On the track, two races provided a fitting climax late in the day. First, three regional gladiators met in the $125,000 Turf at a mile. Ben’s Cat brought his $1.6 million bankroll and turf-sprinting excellence. Change Of Command brought his 17-2 (and a half) sculpted frame and 1:33.33 mile time. Roadhog brought his 2012 win in the Turf, eight career victories and run-anybody-down determination.

Roadhog put that effort to good use as he wore down a game but out of his element Ben’s Cat in the final yards to repeat for owner/breeder Ellendale Racing and trainer Lizzie Merryman. The 6-year-old chestnut, named by his breeders because of his attitude at home on the farm as a baby, sat behind Capital Fellow and Ben’s Cat early, moved out in the stretch and rolled home. Ben’s Cat, making his first start beyond 6 furlongs since 2011, ran a winning race and dug in late but could not hold of the winner’s surge. Roadhog won by a neck with Target Sighted nearly 3 lengths back in third. Change Of Command threw in a rare dull try and finished eighth of nine.

Proud of her horse, Merryman spoke for many when she said, “I feel bad that I beat Ben’s Cat.”

She’s a fan, too.

One race later, 2011 Classic winner Eighttofasttocatch won like a 1-5 shot should – shooting right to the front from the inside post and dominating from there. Forest Boyce rode the 7-year-old for trainer Tim Keefe and produced fractions of :24.97 and :49.26. From there it was a formality, as the son of Not For Love won by 3 1/4 lengths over Romancing The Gold and Wild Louis.

Owner Arnie Heft, a former minor-league baseball player and NBA referee (who wound up owning a piece of the Washington Bullets and Capitals), saw it all from just behind the winner’s circle. His daughter Barbara watched it with him, and the scene was magic.

Keefe bought Eighttofasttocatch as a yearling at Fasig-Tipton in Tominium. The chestnut, bred by Dark Hollow Farm and Herringswell Stable, became the trainer’s best horse – pushing $800,000 in lifetime earnings and winning 11 times at his home track Laurel.

The Rest of the Story

It’s A Bang won the Nursery to start the day, winning for Walter Viesser, trainer Donald Barr and jockey Richard Monterrey.
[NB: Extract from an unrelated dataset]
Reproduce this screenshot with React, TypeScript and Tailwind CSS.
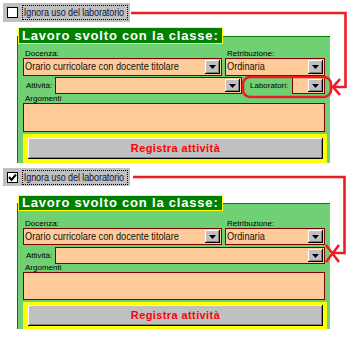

The son of Great Notion is 2-for-2.

Denied in the opener, trainer Jerry Robb picked up a win in the second with Jonesin For Jerry in the Lassie. Abel Castellano rode the heavy favorite, who gave sire Great Notion the double.

Mimi and Tom Voss won the first of two new $50,000 maiden races (Maryland Million or Maryland-bred) with homebred Mavourneen. The 3-year-old filly is a daughter of Langfuhr and former Voss runner Rowdy. Horacio Karamanos was aboard. Michael Harrison and trainer Mike Trombetta won a $50,000 maiden with Love Me Du, a homebred son of E Dubai with Carlos Marquez aboard.

Mr. Amore Stable’s Rico Bobo won his ninth consecutive race for trainer Jason Servis – roaring around (way around) the turn in the Sprint. Julian Pimentel rode the son of Louis Quatorze, who has been claimed three times (twice by Mr. Amore) this year.

Vianney Lane won the Distaff Starter Handicap for Taking Risks Stable, Benny Feliciano and Pimentel. Tooth N Claw closed the day with a rush, swooping from far back to win the finale – a starter handicap – for Richard Blue Jr. and trainer Ann Merryman. Apprentice Chesley Keiser was aboard for her first stakes win.

Chip Reed’s Monster Sleeping won the $125,000 Ladies on the turf for trainer Dale Capuano and jockey J.D. Acosta. The daughter of Oratory and granddaughter of Norquestor is the first stakes-winner bred by longtime participants Ken and Mary Holt. They lost her via the claim box this year, but reveled in the victory anyway.

Trainer John Rigattieri said he “took a shot” when he entered Maddy’s Dance in the Distaff, a 7-furlong sprint for fillies and mares. The 3-year-old daughter of Dance With Ravens got last run and nailed Ann’s Smart Dancer and Ju Ju Eyeballs for jockey Daniel Centeno and owner/breeder Dennis Federico.